Conscience is but a word that cowards use,
Devised at first to keep the strong in awe.
Our strong arms be our conscience, swords our law!

At Thales College, where I teach, we believe in the Socratic method because we believe in the Socratic aim: the method is an effective and humanly powerful way to achieve the aim, and to do so in a fashion that helps students experience what it is like to discover the truth. We do not want to produce sophists. Our students are alive with the desire to see what is actually there to see, and not to get themselves up in political fancy-dress, or to shout at one another to see whose lungs are the loudest, whose face is the reddest, and whose soul is the most shameless.

Our care extends to works of art. No one, I suppose, would be so foolish as to say that Twinkle, Twinkle, Little Star is as great a work as The Magic Flute, or that a child’s crayon drawing of a tree is as beautiful as the Tree of Life mosaic in Saint Clement’s, in Rome. No one who has ever heard me sing will confuse me with Luciano Pavarotti. Such admissions are points of leverage with which to heave up and clear away any lumpish skepticism regarding the objective existence of beauty.

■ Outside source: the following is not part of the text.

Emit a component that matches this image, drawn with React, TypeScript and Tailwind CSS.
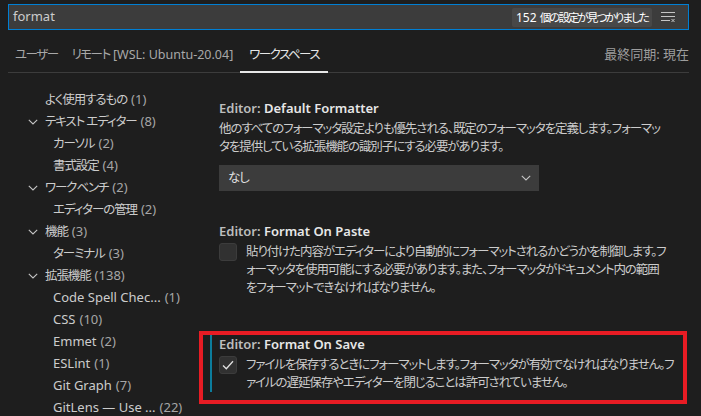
import React from 'react';

type TocItem = {
  label: string;
  count: string;
  level: 1 | 2;
  open?: boolean;
};

const toc: TocItem[] = [
  { label: 'よく使用するもの', count: '(1)', level: 1 },
  { label: 'テキスト エディター', count: '(8)', level: 1, open: true },
  { label: 'カーソル', count: '(2)', level: 2 },
  { label: '書式設定', count: '(4)', level: 2 },
  { label: 'ワークベンチ', count: '(2)', level: 1, open: true },
  { label: 'エディターの管理', count: '(2)', level: 2 },
  { label: '機能', count: '(3)', level: 1, open: true },
  { label: 'ターミナル', count: '(3)', level: 2 },
  { label: '拡張機能', count: '(138)', level: 1, open: true },
  { label: 'Code Spell Chec...', count: ' (1)', level: 2 },
  { label: 'CSS', count: '(10)', level: 2 },
  { label: 'Emmet', count: '(2)', level: 2 },
  { label: 'ESLint', count: '(1)', level: 2 },
  { label: 'Git Graph', count: '(7)', level: 2 },
  { label: 'GitLens — Use ...', count: '(22)', level: 2 },
];

// condensed Japanese run, closer to the narrow kana of the original UI font
const J = ({ children }: { children: React.ReactNode }) => (
  <span className="text-[12.5px] tracking-[-1.1px] [font-feature-settings:'palt']">{children}</span>
);

const TabJ = ({ children }: { children: React.ReactNode }) => (
  <span className="text-[12.5px] tracking-[-1.5px] [font-feature-settings:'palt']">{children}</span>
);

const isLatin = (s: string) => /^[\x00-\x7f—.]+$/.test(s);

const Chevron = ({ className }: { className?: string }) => (
  <svg width="10" height="6" viewBox="0 0 10 6" className={className}>
    <path d="M0.8 0.8 L5 5 L9.2 0.8" fill="none" stroke="#c5c5c5" strokeWidth="1.1" />
  </svg>
);

const ClearIcon = () => (
  <svg width="16" height="16" viewBox="0 0 16 16">
    <g stroke="#c5c5c5" strokeWidth="1" fill="none">
      <path d="M1 3.5 H15" />
      <path d="M1 7.5 H15" />
      <path d="M1 11.5 H10" />
      <path d="M11.5 10 L14.5 13 M14.5 10 L11.5 13" />
    </g>
  </svg>
);

const Checkbox = ({ checked }: { checked?: boolean }) => (
  <div className="w-[18px] h-[18px] shrink-0 rounded-[3px] bg-[#313131] border border-[#3c3c3c] flex items-center justify-center">
    {checked && (
      <svg width="14" height="14" viewBox="0 0 14 14">
        <path d="M2 7.5 L5.3 10.8 L12 3.2" fill="none" stroke="#e0e0e0" strokeWidth="1.3" />
      </svg>
    )}
  </div>
);

const Title = ({ name }: { name: string }) => (
  <div className="leading-[18px] font-semibold whitespace-nowrap">
    <span className="text-[#bdbdbd]">Editor: </span>
    <span className="text-[#e7e7e7]">{name}</span>
  </div>
);

const Lines = ({ lines }: { lines: string[] }) => (
  <div className="text-[#cccccc] leading-[18px] whitespace-nowrap text-[12.5px] tracking-[-1.1px] [font-feature-settings:'palt']">
    {lines.map((l) => (
      <div key={l}>{l}</div>
    ))}
  </div>
);

export default function App() {
  return (
    <div className="w-[701px] h-[416px] overflow-hidden bg-[#1e1e1e] text-[13px] text-[#cccccc] font-['Noto_Sans','Noto_Sans_CJK_JP',sans-serif]">
      <div className="pt-[4px] pl-[8px] pr-[12px]">
        <div className="h-[26px] border border-[#007fd4] bg-[#3c3c3c] flex items-center pl-[4px] pr-[12px]">
          <span className="text-[#cccccc]">format</span>
          <span className="ml-auto h-[19px] px-[4px] rounded-[2px] bg-[#484848] text-white text-[12px] leading-[19px] whitespace-nowrap">
            152 <span className="text-[11.5px] tracking-[-1.9px] [font-feature-settings:'palt']">個の設定が見つかりました</span>
          </span>
          <span className="ml-[8px] flex items-center">
            <ClearIcon />
          </span>
        </div>
        <div className="h-[43px] flex items-end border-b border-[#3c3c3c]">
          <div className="h-[34px] px-[7px] flex items-center text-[#a8a8a8]">
            <TabJ>ユーザー</TabJ>
          </div>
          <div className="h-[34px] px-[7px] flex items-center text-[#a8a8a8] whitespace-nowrap">
            <TabJ>リモート</TabJ>
            <span className="text-[12.5px]">&nbsp;[WSL: Ubuntu-20.04]</span>
          </div>
          <div className="h-[34px] px-[9px] flex items-center text-[#e7e7e7] border-b-2 border-[#e7e7e7] -mb-px">
            <TabJ>ワークスペース</TabJ>
          </div>
          <div className="ml-auto h-[34px] flex items-center text-[#9d9d9d]">最終同期: 現在</div>
        </div>
      </div>

      <div className="flex">
        <div className="w-[200px] shrink-0 pt-[16px]">
          {toc.map((item) => (
            <div
              key={item.label}
              className={`h-[22px] flex items-center whitespace-nowrap ${item.level === 2 ? 'pl-[53px]' : item.open ? 'pl-[28px]' : 'pl-[45px]'}`}
            >
              {item.level === 1 && item.open && (
                <span className="w-[17px] flex items-center">
                  <Chevron />
                </span>
              )}
              <span className="text-[#cccccc]">{isLatin(item.label) ? item.label : <J>{item.label}</J>}</span>
              <span className="ml-[4px] text-[#a6a6a6]">{item.count}</span>
            </div>
          ))}
        </div>

        <div className="flex-1 pl-[19px] pt-[26px]">
          <div>
            <Title name="Default Formatter" />
            <div className="mt-[3px]">
              <Lines
                lines={[
                  '他のすべてのフォーマッタ設定よりも優先される、既定のフォーマッタを定義します。フォーマッ',
                  'タを提供している拡張機能の識別子にする必要があります。',
                ]}
              />
            </div>
            <div className="mt-[9px] w-[320px] h-[26px] bg-[#3c3c3c] flex items-center pl-[9px] pr-[8px] text-[#e0e0e0]">
              <J>なし</J>
              <Chevron className="ml-auto" />
            </div>
          </div>

          <div className="mt-[31px]">
            <Title name="Format On Paste" />
            <div className="mt-[3px] flex gap-[9px]">
              <Checkbox />
              <Lines
                lines={[
                  '貼り付けた内容がエディターにより自動的にフォーマットされるかどうかを制御します。フ',
                  'ォーマッタを使用可能にする必要があります。また、フォーマッタがドキュメント内の範囲',
                  'をフォーマットできなければなりません。',
                ]}
              />
            </div>
          </div>

          <div className="mt-[34px] -ml-[20px] w-[488px] border-4 border-[#e81c24] pl-[7px] pb-[8px]">
            <div className="flex">
              <div className="w-[2px] shrink-0 bg-[#0c7d9d]" />
              <div className="pl-[7px]">
                <Title name="Format On Save" />
                <div className="mt-[3px] flex gap-[9px]">
                  <Checkbox checked />
                  <Lines
                    lines={[
                      'ファイルを保存するときにフォーマットします。フォーマッタが有効でなければなりません。フ',
                      'ァイルの遅延保存やエディターを閉じることは許可されていません。',
                    ]}
                  />
                </div>
              </div>
            </div>
          </div>
        </div>
      </div>
    </div>
  );
}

We may well argue about the details.  I would rather hear Jerry Orbach singing “Try to Remember,” from The Fantasticks, than anything at all by Taylor Swift. That sad and sweet love song is beautiful and memorable; I don’t think that Ms. Swift even thinks about beauty; rather about narcissistic self-presentation and aggression. She certainly dresses that way, without grace, without taste.

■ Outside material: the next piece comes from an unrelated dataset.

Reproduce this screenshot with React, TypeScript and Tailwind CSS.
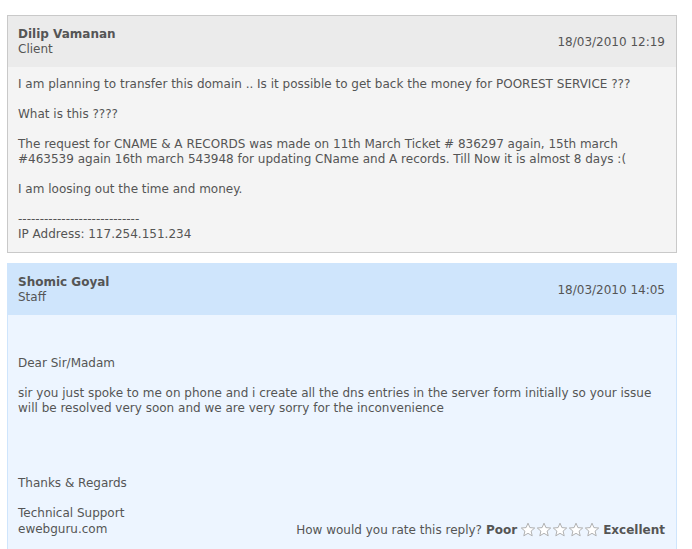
const Star = () => (
  <svg width="16" height="16" viewBox="0 0 16 16" className="block">
    <path
      d="M8 1.2 L9.9 5.6 L14.7 6 L11.1 9.1 L12.2 13.8 L8 11.3 L3.8 13.8 L4.9 9.1 L1.3 6 L6.1 5.6 Z"
      fill="#ffffff"
      stroke="#a8a8a8"
      strokeWidth="0.9"
      strokeLinejoin="round"
    />
  </svg>
);

export default function App() {
  return (
    <div
      className="bg-white text-[12px] leading-[15px] text-[#555] pt-[15px] pl-[7px] pr-[15px] pb-4"
      style={{ fontFamily: '"DejaVu Sans", sans-serif' }}
    >
      {/* client message */}
      <div className="border border-[#c9c9c9]">
        <div className="flex items-center justify-between bg-[#ebebeb] pl-[10px] pr-[11px] pt-[11px] pb-[10px]">
          <div>
            <div className="font-bold">Dilip Vamanan</div>
            <div>Client</div>
          </div>
          <div>18/03/2010 12:19</div>
        </div>
        <div className="bg-[#f4f4f4] px-[10px] pt-[10px] pb-[10px]">
          <p>I am planning to transfer this domain .. Is it possible to get back the money for POOREST SERVICE ???</p>
          <p className="mt-[15px]">What is this ????</p>
          <p className="mt-[15px]">
            The request for CNAME &amp; A RECORDS was made on 11th March Ticket # 836297 again, 15th march #463539 again 16th
            march 543948 for updating CName and A records. Till Now it is almost 8 days :(
          </p>
          <p className="mt-[15px]">I am loosing out the time and money.</p>
          <p className="mt-[15px]">----------------------------</p>
          <p>IP Address: 117.254.151.234</p>
        </div>
      </div>

      {/* staff reply */}
      <div className="mt-[10px] border border-[#cfe5fc]">
        <div className="flex items-center justify-between bg-[#cfe5fc] pl-[10px] pr-[11px] pt-[11px] pb-[10px]">
          <div>
            <div className="font-bold">Shomic Goyal</div>
            <div>Staff</div>
          </div>
          <div>18/03/2010 14:05</div>
        </div>
        <div className="bg-[#edf5ff] pl-[10px] pr-[11px] pt-[41px] pb-[20px]">
          <p>Dear Sir/Madam</p>
          <p className="mt-[15px]">
            sir you just spoke to me on phone and i create all the dns entries in the server form initially so your issue will
            be resolved very soon and we are very sorry for the inconvenience
          </p>
          <p className="mt-[60px]">Thanks &amp; Regards</p>
          <p className="mt-[15px]">Technical Support</p>
          <div className="flex items-end justify-between">
            <p>ewebguru.com</p>
            <div className="flex items-center translate-y-[1px]">
              <span>How would you rate this reply?</span>
              <span className="font-bold ml-[4px]">Poor</span>
              <div className="flex ml-[3px] mr-[3px]">
                <Star />
                <Star />
                <Star />
                <Star />
                <Star />
              </div>
              <span className="font-bold">Excellent</span>
            </div>
          </div>
        </div>
      </div>
    </div>
  );
}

But perhaps I am wrong. Perhaps, in this general area, I am missing something essential from voices that sound as if they were forced out in groans. Perhaps I am expecting melodies in music where melodies do not belong.

Reverence for the Truth

In any case, even beauty can be approached with reverence, as Socrates approaches it. The statements I have read upholding freedom of inquiry still seem strangely limiting, as if their authors believe that a certain irreverence were necessary to the life of the mind. The reverse is true. Sloganeers are not reverent; they are simpletons or bullies or both. Silence is reverence’s gentle companion: a silence that enables the heart to wait upon the object of its gaze, as when through my small telescope I saw Saturn and her rings for the first time.

Irreverence is flippant, slovenly, perfunctory. In our time, the humble, careful, and constant courtship of the beautiful is made nearly impossible by bad habits instilled in us by our high technology, and it is scorned or vitiated, whether consciously or not, by almost every teacher and professor of arts and letters in the land.

Let those in charge of our schools look to it. We will have once more the Socrates of the Republic, when we have also the Socrates of the Phaedrus, sitting under a plane tree beside the brook Ilissus, to talk with a young fellow about what love is and what it is not. Then we may have, once more, faces of young people not contorted in political wrath, but calm and confident, irradiated by a vision of beauty and truth.